Peter Röthlisberger, Präsident der Trachtengruppe Gohl, ist sichtlich stolz über die Begeisterung und Zufriedenheit der Besucher aus übersee. Sein Verein wird der Einladung Folge leisten und nächstes Jahr Monroe einen Gegenbesuch abstatten. Etwa drei Viertel der Vereinsmitglieder würden die Reise mitmachen können, einige davon mit Anhang. Nicole Kunz, Vereinsmitglied und der englischen Sprache mächtig, ist für das Organisatorische zuständig. «Wir werden Farmen und Betriebe der Käseproduktion besuchen und als Höhepunkt am dreitägigen ‹Cheesefestival› auftreten. Zurzeit suchen wir noch eine Musikformation, die uns mit örgeli, Klarinette und Bassgeige zum Tanz aufspielen wird. Es wird dort viele Besucher geben und deshalb ist das Hotel bereits gebucht», hält sie freudestrahlend fest.
Die Schweizer prägten Amerika mit

Zwischen 1850 und 1950 kamen laut der US-Aufzeichnungen gut 293’000 Schweizer in den USA an, 82’000 allein in den Jahren 1881 bis 1890. Dieses Jahrzehnt war die Zeit des grossen Umbruchs in Europa. Die Welt kam aus einer grossen wirtschaftlichen Depression heraus. Es kam in Europa zu grossen politischen und sozialen Spannungen, hervorgerufen durch die industrielle Revolution und eine Bevölkerungsexplosion. Amerika war ein beliebtes Auswanderungsziel. Die Industrialisierung breitete sich dort grossräumig aus und es waren viele Arbeitskräfte nötig. Die Staaten im mittleren Westen wurden für die Landwirtschaft zugänglich.

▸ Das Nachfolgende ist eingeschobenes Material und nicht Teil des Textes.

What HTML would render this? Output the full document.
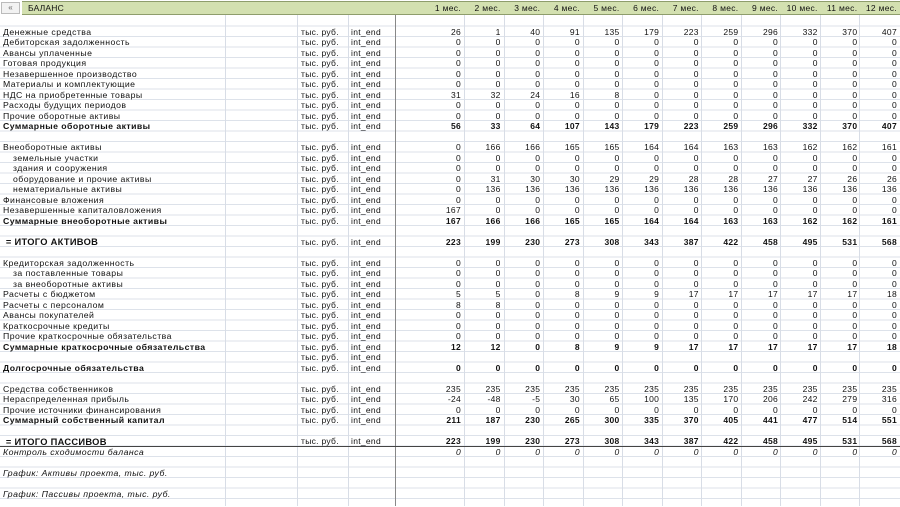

Viele junge Schweizer Landwirte aus Grossfamilien mussten mangels eigenem Heimwesen auswandern. In der neuen Heimat erhielten sie unentgeltlich Land. Mit ihnen zogen auch Fachkräfte wie Käser «in die neue Welt», um ihr Glück zu versuchen. Bereits 1845 gründeten 150 Immigranten aus dem Glarnerland im Bundesstaat Wisconsin New Glarus. 1847 folgte die Gründung von Monroe. Diese Stadt zählt heute gut 10’000 Personen und trägt den Spitznamen «Schweizer Käsehauptstadt der USA». Gut ein Viertel der Einwohner haben Wurzeln in der Schweiz. Milchwirtschaft und Käseproduktion sind wirtschaftliche Eckpfeiler in diesem ländlichen Gebiet westlich vom Michigansee. Das alle zwei Jahre stattfindende «Cheesefestival» lockt über 100’000 Besucher an. Schweizer Namen wie Siegenthaler, Krähenbühl (heute manchmal Graybill genannt), Wälti, Stauffacher, Bernet oder Anderegg prägen das lokale Telefonbuch.